Alonso Ruizpalacio rappresenta in modo realistico cosa significhi lavorare oltre la porta della cucina di un ristorante, raccogliendo attimi, suoni, volti, memorie di quando da studente aveva fatto esperienza a sua volta nella ristorazione. Un crocevia di vite, lingue, culture, anime che, come se fossero dannate, sono costrette a correre incessantemente, ingranaggi di una macchina che non può essere arrestata. Una cucina dove i dipendenti somigliano a operai di una fabbrica affollata costretti a lottare per il proprio spazio vitale. Eppure in questo luogo claustrofobico si accendono i sentimenti più nobili: compassione, carità, fratellanza. Cuochi e cameriere lottano con tutte le loro forze per superare lo stress e la pressione: giocano, scherzano, si offendono in tutte le lingue e soprattutto cantano nei momenti di massima difficoltà. Senza perdere mai la loro umanità.

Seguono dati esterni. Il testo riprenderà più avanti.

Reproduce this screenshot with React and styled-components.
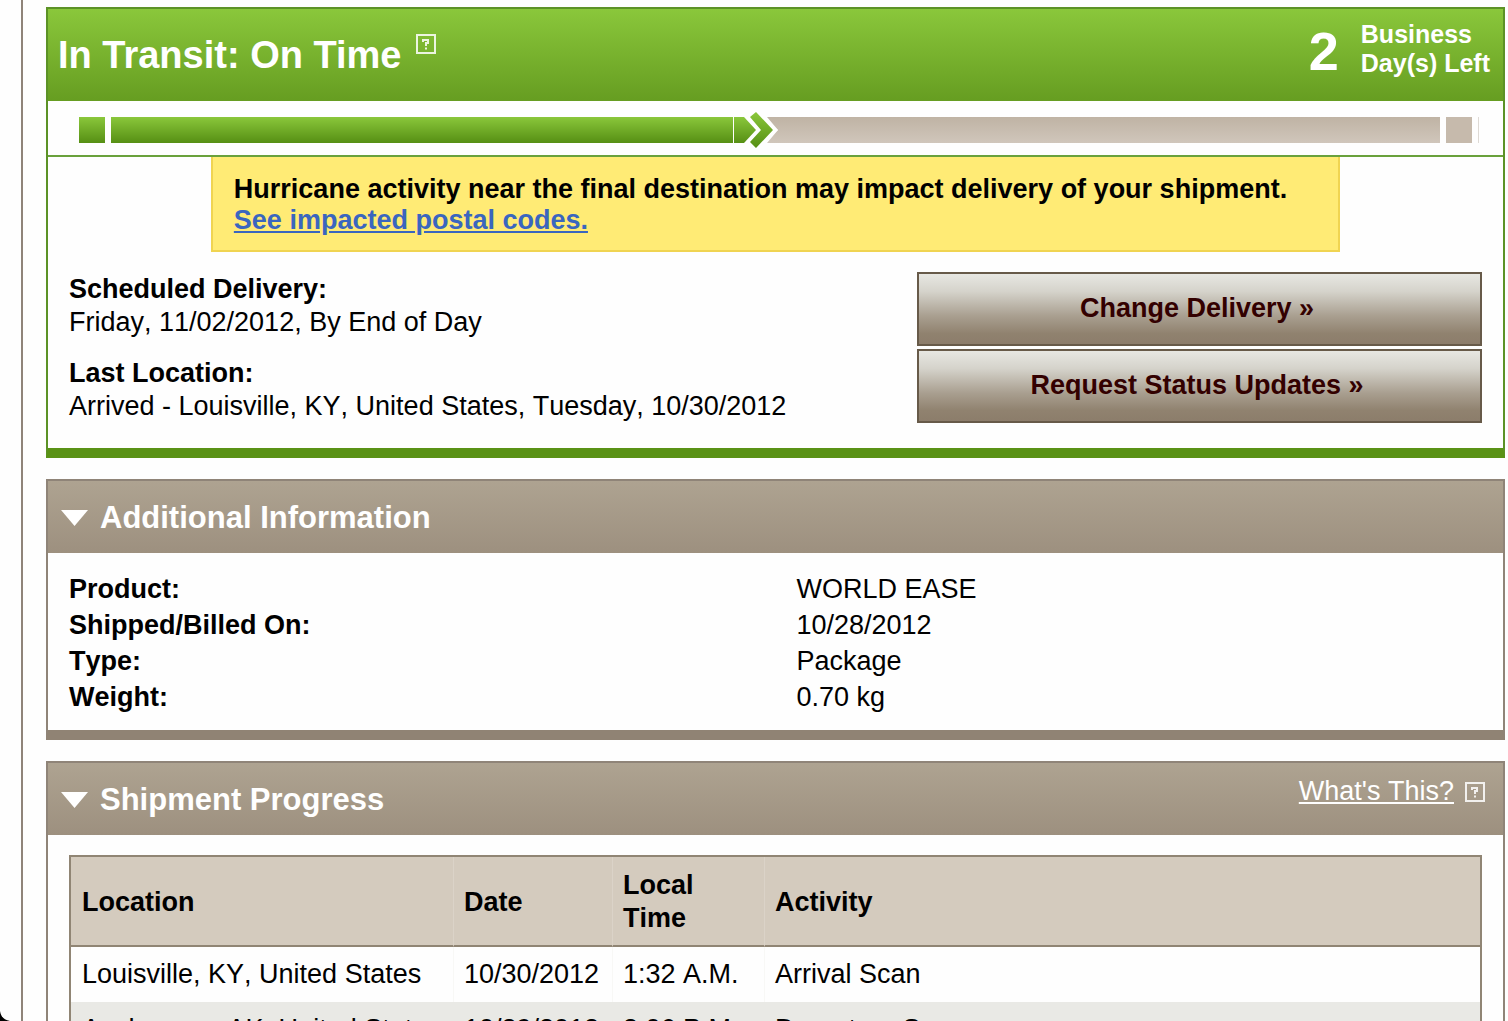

I personaggi, caratterizzati magistralmente, portano con naturalezza e naturalismo questo luogo disumano sul grande schermo, imprigionando lo spettatore in una gabbia sonora. Un ambiente dove il tempo è scandito dalla stampante degli ordini: un macchinario che suona incessantemente, ricordando che nessuna perdita di tempo è ammessa, mentre i dipendenti sono ridotti a ingranaggi della macchina capitalistica, schiavi di un ritmo egemonico al quale sembra impossibile sottrarsi. Nel passare dalla cucina alla sala i rumori svaniscono, rimane solamente una musica classica, come a sottolineare la differenza tra i due mondi: l’inferno di grida e trambusto continuo versus il paradiso e la calma. Questa opposizione è segnalata anche dal passaggio della pellicola dal bianco e nero al colore, che avviene quando il ritmo forsennato momentaneamente si interrompe. La scelta del bianco e nero non toglie valore alle inquadrature ma arricchisce le immagini di significati e simboli. Ad esempio, in una delle sequenze finali gli scarti di cibo e farina sporcano il viso di Pedro facendolo somigliare a un martire ricoperto di sangue, destinato a cadere a terra dopo una rabbiosa via crucis autoinflitta. Un Christus Patiens con una corona di spaghetti.

La fotografia di Juan Pablo Ramirez colpisce per la bellezza delle inquadrature. Talvolta interrompe il flusso narrativo mostrando sfuggenti ritratti sospesi, vedute di spazi interni o esterni frutto di una meticolosa attenzione compositiva. Le inquadrature relative alle scene di dialogo sottolineano le difficoltà di comunicazione e l’incapacità di ascoltarsi. In alcuni primi piani alternati gli attori vengono spinti ai bordi del fotogramma; a volte le inquadrature vengono tagliate senza rispettare i raccordi di sguardo. Anche il formato dello schermo (1,33:1) sembra voler imprigionare lo spettatore; si espande soltanto quando i personaggi riescono a prendere una boccata d’aria. Ogni elemento filmico sembra finalizzato a determinare l’immedesimazione dello spettatore nei panni dei dipendenti del ristorante. Aragoste a Manhattan è un film che con ironia e leggerezza invita alla riflessione sulla società contemporanea, mettendo a nudo il sogno americano nella sua quotidiana disillusione. Il film del regista messicano assomiglia a un menù completo: intriso di commedia, avvolto nella tragedia, imbevuto di impegno politico: un’esperienza cinematografica che si gusta con piacere come un piatto raffinato che lascia un desiderio intenso di rivederlo e riassaporarlo.